Cette visite, annoncée avant les frappes américaines, a changé de nature compte tenu des frappes américaines en Syrie. Elle a entraîné, outre de vigoureuses protestations russes, la suspension à l’initiative de Moscou des procédures de déconfliction visant à éviter les incidents entre les aviations des deux pays qui opèrent parallèlement dans le ciel syrien.

S’agissant d’un président fonctionnant à l’instinct, les ressorts du revirement du 6 avril restent difficiles à déchiffrer. M. Trump a longuement évoqué l’effet qu’avaient produit sur lui les images de l’attaque de mardi, en insistant sur la présence d’enfants parmi les victimes. La Maison Blanche a cependant tenu à présenter la décision d’intervenir comme la conséquence d’une analyse réfléchie, alimentée par de nombreuses réunions, entre mardi soir et jeudi après-midi. Après les frappes, M. Tillerson avait assuré qu’il ne s’agissait « pas du tout d’une réaction émotionnelle ».

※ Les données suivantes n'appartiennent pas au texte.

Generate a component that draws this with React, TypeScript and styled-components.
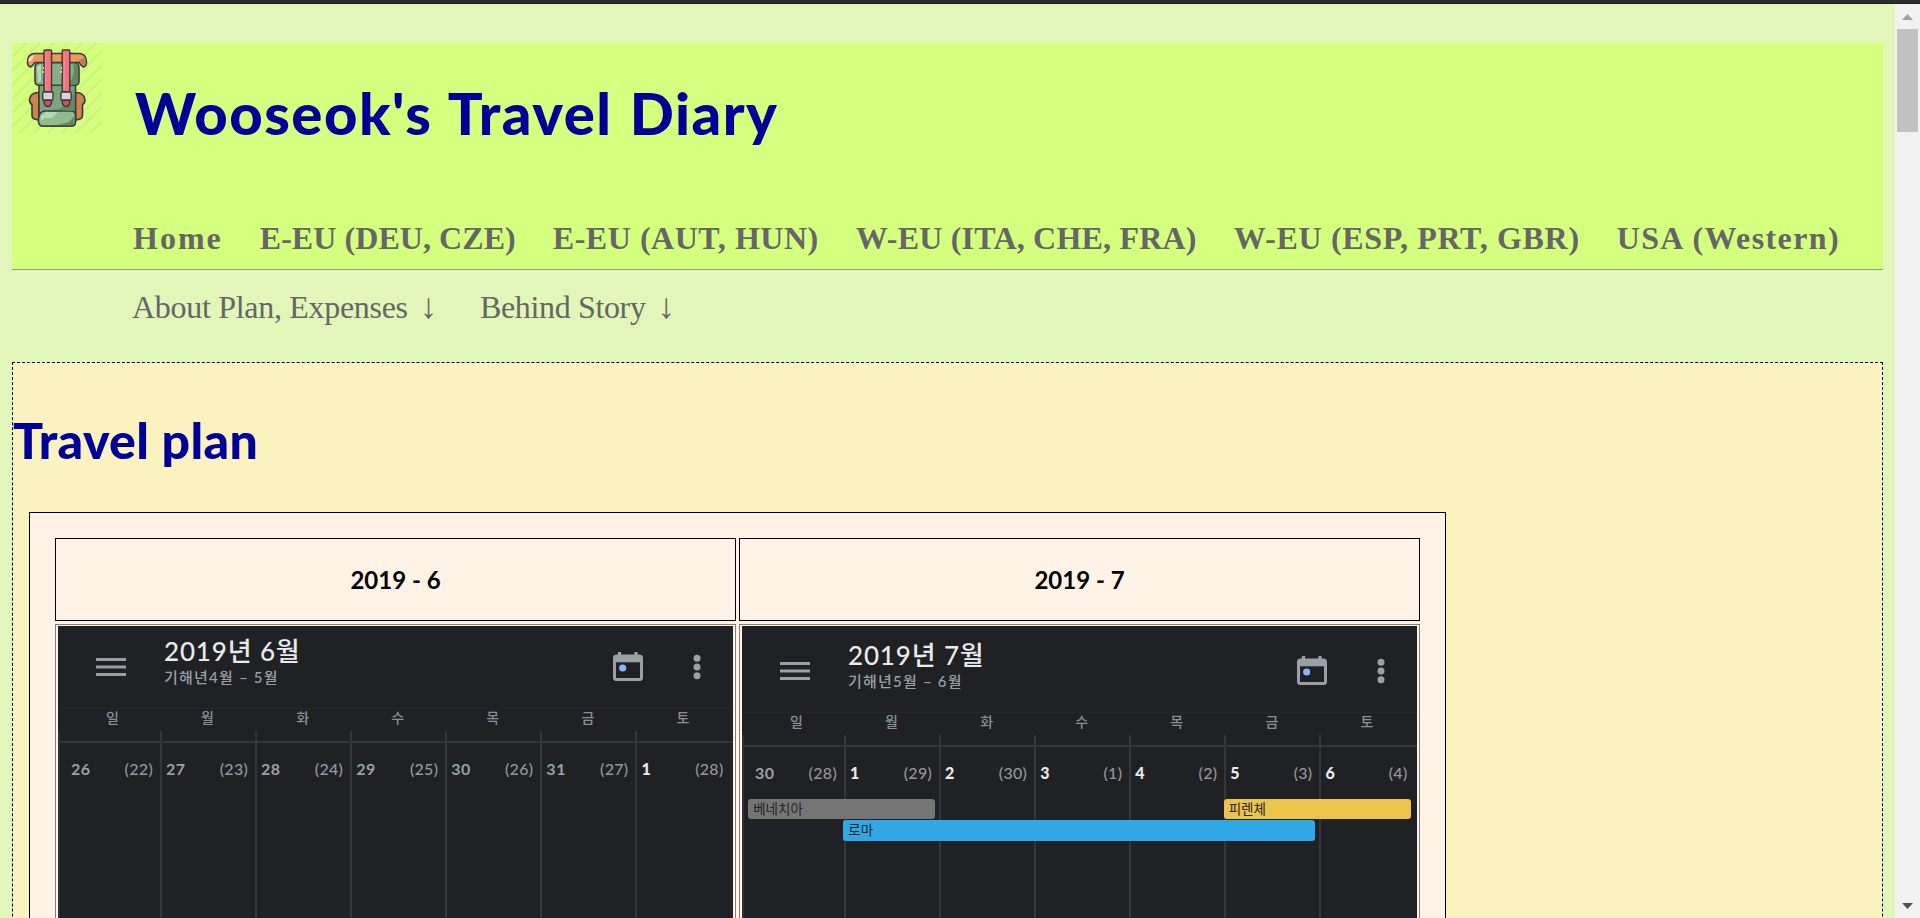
import React from "react";
import styled, { createGlobalStyle } from "styled-components";

const GlobalStyle = createGlobalStyle`
  * { box-sizing: border-box; }
  html, body { margin: 0; padding: 0; height: 918px; overflow: hidden; }
`;

const latin = `Lato, "Noto Sans CJK KR", sans-serif`;
const serif = `"Liberation Serif", Georgia, serif`;

const Screen = styled.div`
  display: flex;
  flex-direction: column;
  width: 1920px;
  height: 918px;
  overflow: hidden;
  background: #e3f6b9;
`;

const WindowEdge = styled.div`
  flex: none;
  height: 4px;
  background: #2d2d2d;
  border-bottom: 1px solid #1f1f1f;
`;

const Viewport = styled.div`
  display: flex;
  flex: 1;
  min-height: 0;
`;

const Page = styled.div`
  flex: 1;
  min-width: 0;
  padding: 39px 12px 0;
  overflow: hidden;
`;

const Header = styled.header`
  height: 229px;
  background: #d5ff7f;
  border-bottom: 1px solid #eee;
  display: flex;
  flex-direction: column;
`;

const TitleRow = styled.div`
  display: flex;
  height: 174px;
`;

const SiteTitle = styled.h1`
  margin: 34px 0 0 33px;
  font: 900 58px/72px ${latin};
  letter-spacing: 1.5px;
  word-spacing: 2px;
  color: #000099;
  white-space: nowrap;
`;

const Nav = styled.nav`
  display: flex;
  gap: 37px;
  height: 53px;
  padding-left: 121px;
  border-bottom: 1px solid #96a078;
  margin-bottom: 1px;
`;

const NavLink = styled.a<{ $track: number }>`
  font: bold 32px/42px ${serif};
  letter-spacing: ${(p) => p.$track}px;
  color: #666;
  white-space: nowrap;
`;

const SubNav = styled.nav`
  display: flex;
  height: 90px;
  padding: 15px 0 0 120px;
  gap: 43px;
`;

const SubLink = styled.a<{ $track: number }>`
  display: flex;
  gap: 12px;
  font: 32px/40px ${serif};
  letter-spacing: ${(p) => p.$track}px;
  color: #666;
  white-space: nowrap;
`;

const DownArrow = styled.span`
  font-size: 35px;
`;

const Content = styled.main`
  height: 700px;
  border: 1px dashed #000;
  background: #faf3c0;
`;

const SectionTitle = styled.h2`
  margin: 47px 0 42px;
  font: 900 50px/60px ${latin};
  letter-spacing: 0.35px;
  color: #000099;
`;

const PlanTable = styled.div`
  display: grid;
  grid-template-columns: 681px 681px;
  grid-template-rows: 83px 500px;
  gap: 3px;
  width: 1417px;
  margin-left: 16px;
  padding: 25px;
  border: 1px solid #000;
  background: #fff2e6;
`;

const MonthHeading = styled.div`
  display: flex;
  align-items: center;
  justify-content: center;
  border: 1px solid #000;
  font: bold 24px/30px ${latin};
  color: #000;
`;

const MonthCell = styled.div`
  padding: 1px 2px 2px;
  border: 1px solid #808080;
`;

const Calendar = styled.div<{ $top: number }>`
  height: 495px;
  padding-top: ${(p) => p.$top}px;
  background: #202124;
  font-family: ${latin};
  overflow: hidden;
`;

const CalendarBar = styled.div`
  display: flex;
  height: 83px;
  padding-left: 38px;
  border-bottom: 1px solid #26272b;
`;

const MenuIcon = styled.svg`
  flex: none;
  width: 30px;
  height: 18px;
  margin-top: 32px;
`;

const MonthNames = styled.div`
  flex: none;
  width: 487px;
  padding: 10px 0 0 38px;
  font-weight: 500;
  white-space: nowrap;
`;

const MonthName = styled.div`
  font-size: 26px;
  line-height: 30px;
  letter-spacing: 0.85px;
  color: #e8eaed;
`;

const LunarName = styled.div`
  margin-top: 1px;
  font-size: 15px;
  line-height: 20px;
  letter-spacing: 1.2px;
  color: #9aa0a6;
`;

const TodayIcon = styled.svg`
  flex: none;
  width: 30px;
  height: 30px;
  margin-top: 26px;
`;

const MoreIcon = styled.svg`
  flex: none;
  width: 8px;
  height: 26px;
  margin: 28px 0 0 50px;
`;

const Columns = styled.div`
  display: grid;
  grid-template-columns: repeat(7, 95.1px);
  padding-left: 6.9px;
`;

const Weekday = styled.div`
  height: 22px;
  font-size: 14px;
  font-weight: 500;
  line-height: 18px;
  text-align: center;
  color: #8b8e94;
`;

const Weeks = styled.div`
  border-left: 2px solid #2f3034;
`;

const TickRow = styled(Columns)`
  padding-left: 4.9px;
  height: 11.5px;
  border-bottom: 2px solid #35363a;
`;

const Tick = styled.div`
  border-left: 2px solid #35363a;
  &:first-child { border-color: transparent; }
`;

const WeekRow = styled.div`
  position: relative;
`;

const DayRow = styled(Columns)`
  padding-left: 4.9px;
  height: 400px;
`;

const Day = styled.div`
  display: flex;
  justify-content: space-between;
  padding: 16px 7px 0 4px;
  border-left: 2px solid #35363a;
  font-size: 16px;
  line-height: 20px;
  &:first-child { border-color: transparent; }
`;

const DayNumber = styled.span<{ $current: boolean }>`
  font-weight: ${(p) => (p.$current ? 900 : 700)};
  letter-spacing: 0.5px;
  color: ${(p) => (p.$current ? "#e8eaed" : "#9aa0a6")};
`;

const LunarDay = styled.span`
  letter-spacing: 0.3px;
  font-weight: 500;
  color: #94979d;
`;

const EventLayer = styled(Columns)`
  position: absolute;
  top: 52px;
  left: 0;
  padding-left: 4.9px;
  grid-auto-rows: 20.5px;
  row-gap: 1px;
`;

const EventChip = styled.div<{ $from: number; $to: number; $row: number; $color: string }>`
  grid-column: ${(p) => p.$from} / ${(p) => p.$to};
  grid-row: ${(p) => p.$row};
  margin: 0 4px 0 -0.7px;
  padding-left: 5px;
  border-radius: 3px;
  background: ${(p) => p.$color};
  font-size: 13.5px;
  line-height: 20px;
  color: #252628;
`;

const ScrollTrack = styled.div`
  display: flex;
  flex-direction: column;
  align-items: center;
  flex: none;
  width: 25px;
  background: #f1f1f1;
`;

const ScrollThumb = styled.div`
  width: 21px;
  height: 103px;
  margin-bottom: auto;
  background: #c1c1c1;
`;

const ScrollArrow = styled.svg`
  flex: none;
  width: 25px;
  height: 25px;
`;

const navItems = [
  { label: "Home", track: 2 },
  { label: "E-EU (DEU, CZE)", track: 0.06 },
  { label: "E-EU (AUT, HUN)", track: 0.53 },
  { label: "W-EU (ITA, CHE, FRA)", track: 0.2 },
  { label: "W-EU (ESP, PRT, GBR)", track: 0.66 },
  { label: "USA (Western)", track: 1.38 },
];

const weekdays = ["일", "월", "화", "수", "목", "금", "토"];

type Chip = { label: string; from: number; to: number; row: number; color: string };
type Month = {
  heading: string;
  name: string;
  lunar: string;
  top: number;
  days: [number, number, boolean][];
  events: Chip[];
};

const months: Month[] = [
  {
    heading: "2019 - 6",
    name: "2019년 6월",
    lunar: "기해년4월 – 5월",
    top: 0,
    days: [[26, 22, false], [27, 23, false], [28, 24, false], [29, 25, false], [30, 26, false], [31, 27, false], [1, 28, true]],
    events: [],
  },
  {
    heading: "2019 - 7",
    name: "2019년 7월",
    lunar: "기해년5월 – 6월",
    top: 4,
    days: [[30, 28, false], [1, 29, true], [2, 30, true], [3, 1, true], [4, 2, true], [5, 3, true], [6, 4, true]],
    events: [
      { label: "베네치아", from: 1, to: 3, row: 1, color: "#757575" },
      { label: "피렌체", from: 6, to: 8, row: 1, color: "#ecc34b" },
      { label: "로마", from: 2, to: 7, row: 2, color: "#31a8e4" },
    ],
  },
];

const BackpackSvg = styled.svg`
  flex: none;
  width: 90px;
  height: 90px;
`;

function Backpack() {
  const stripes = Array.from({ length: 13 }, (_, i) => -76 + i * 14);
  return (
    <BackpackSvg viewBox="0 0 90 90">
      <g stroke="#cbf27c" strokeWidth="2">
        {stripes.map((x) => (
          <path key={x} d={`M${x} 90L${x + 90} 0`} />
        ))}
      </g>
      <g stroke="#3a3b3c" strokeWidth="1.6" strokeLinejoin="round">
        <path d="M22 10.5h46q6.500 1 6.500 8.500q0 4-3 5q-2-1-4.500-4.500H23q-2.500 3.500-4.500 4.500q-3-1-3-5q0-7.500 6.500-8.500z" fill="#e9985f" />
        <path d="M27 49.500q-8-.500-9.500 7q0 4 2.500 5v11q0 4 7 4.500zM63.500 49.500q8-.500 9.500 7q0 4-2.500 5v11q0 4-7 4.500z" fill="#cf8450" />
        <path d="M27 41h36.500v38q0 4-4 4h-28.500q-4 0-4-4z" fill="#7ba57c" />
        <path d="M28 19.700h34q5 0 5 5v13q0 4-3.500 4.500h-37q-3.500-.5-3.500-4.500v-13q0-5 5-5z" fill="#85b086" />
        <path d="M32 68h27q4 0 4.500 4v7q-.500 4-4.500 4H31q-4 0-4.500-4v-4q1-6 5.500-7z" fill="#8fbd91" />
      </g>
      <path d="M19 13q-3 2-2.500 6l3-1l3-6z" fill="#fbd3b4" />
      <path d="M73.500 14l-9 5h4l4 4z" fill="#c17a4c" />
      <path d="M66 21.500v18l-2.500 2H50l9-4q4-8 2-17zM62.500 43v25l-18-1l14-6zM62.500 73v7l-2 2H45l12-3z" fill="#66885f" />
      <path d="M25 24l4-3v17l-3 2zM29 73l5-4h12l-6 6h-8l-3 3z" fill="#b4d7b4" />
      {[32, 50.200].map((x) => (
        <g key={x} stroke="#3a3b3c" strokeWidth="1.4">
          <path d={`M${x} 57h7.600v2.500q-1 4-3.800 4t-3.800-4z`} fill="#e3485f" />
          <rect x={x} y="7" width="7.600" height="42" rx="1" fill="#f3727f" />
          <rect x={x - 1.300} y="49" width="10.300" height="8" rx="1" fill="#d5d5d8" />
          <path d={`M${x + 2} 9v38`} stroke="#f9939c" strokeWidth="1" />
        </g>
      ))}
      <path d="M31 25h1M30.500 29h1.500M49 25h1M48.500 29h1.500" stroke="#cfe6cf" strokeWidth="2" />
    </BackpackSvg>
  );
}

function MonthCalendar({ month }: { month: Month }) {
  return (
    <Calendar $top={month.top}>
      <CalendarBar>
        <MenuIcon viewBox="0 0 30 18">
          <path d="M0 1.500h30M0 9h30M0 16.400h30" stroke="#9aa0a6" strokeWidth="3" />
        </MenuIcon>
        <MonthNames>
          <MonthName>{month.name}</MonthName>
          <LunarName>{month.lunar}</LunarName>
        </MonthNames>
        <TodayIcon viewBox="0 0 30 30">
          <path d="M6.500 0v5M23 0v5" stroke="#9aa0a6" strokeWidth="3.200" />
          <rect x="1.500" y="4" width="27" height="23.500" rx="2" fill="none" stroke="#9aa0a6" strokeWidth="3" />
          <path d="M1.500 4h27v6.300h-27z" fill="#9aa0a6" />
          <circle cx="9.700" cy="16" r="3.600" fill="#8ab4f8" />
        </TodayIcon>
        <MoreIcon viewBox="0 0 8 26">
          <g fill="#9aa0a6">
            <circle cx="4" cy="4.300" r="3.500" />
            <circle cx="4" cy="13" r="3.500" />
            <circle cx="4" cy="21.800" r="3.500" />
          </g>
        </MoreIcon>
      </CalendarBar>
      <Columns>
        {weekdays.map((d) => (
          <Weekday key={d}>{d}</Weekday>
        ))}
      </Columns>
      <Weeks>
        <TickRow>
          {weekdays.map((d) => (
            <Tick key={d} />
          ))}
        </TickRow>
        <WeekRow>
          <DayRow>
            {month.days.map(([day, lunar, current]) => (
              <Day key={day}>
                <DayNumber $current={current}>{day}</DayNumber>
                <LunarDay>({lunar})</LunarDay>
              </Day>
            ))}
          </DayRow>
          <EventLayer>
            {month.events.map((e) => (
              <EventChip key={e.label} $from={e.from} $to={e.to} $row={e.row} $color={e.color}>
                {e.label}
              </EventChip>
            ))}
          </EventLayer>
        </WeekRow>
      </Weeks>
    </Calendar>
  );
}

export default function App() {
  return (
    <Screen>
      <GlobalStyle />
      <WindowEdge />
      <Viewport>
        <Page>
          <Header>
            <TitleRow>
              <Backpack />
              <SiteTitle>Wooseok's Travel Diary</SiteTitle>
            </TitleRow>
            <Nav>
              {navItems.map((item) => (
                <NavLink key={item.label} $track={item.track}>
                  {item.label}
                </NavLink>
              ))}
            </Nav>
          </Header>
          <SubNav>
            <SubLink $track={-0.3}>
              <span>About Plan, Expenses</span>
              <DownArrow>↓</DownArrow>
            </SubLink>
            <SubLink $track={-0.35}>
              <span>Behind Story</span>
              <DownArrow>↓</DownArrow>
            </SubLink>
          </SubNav>
          <Content>
            <SectionTitle>Travel plan</SectionTitle>
            <PlanTable>
              {months.map((m) => (
                <MonthHeading key={m.heading}>{m.heading}</MonthHeading>
              ))}
              {months.map((m) => (
                <MonthCell key={m.name}>
                  <MonthCalendar month={m} />
                </MonthCell>
              ))}
            </PlanTable>
          </Content>
        </Page>
        <ScrollTrack>
          <ScrollArrow viewBox="0 0 25 25">
            <path d="M7 16L12.500 10L18 16z" fill="#a3a3a3" />
          </ScrollArrow>
          <ScrollThumb />
          <ScrollArrow viewBox="0 0 25 25">
            <path d="M7 10L12.500 16L18 10z" fill="#505050" />
          </ScrollArrow>
        </ScrollTrack>
      </Viewport>
    </Screen>
  );
}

Mercredi, dans les jardins de la Maison Blanche où il s’exprimait avec à ses côtés le roi de Jordanie, M. Trump avait été interrogé sur sa mise en cause, la veille, de son prédécesseur, Barack Obama, jugé coupable du pourrissement de la situation en Syrie. « J’ai une responsabilité maintenant, et je vais avoir cette responsabilité, et je vais la porter très fièrement, je vous le dis. C’est maintenant ma responsabilité », avait conclu le président.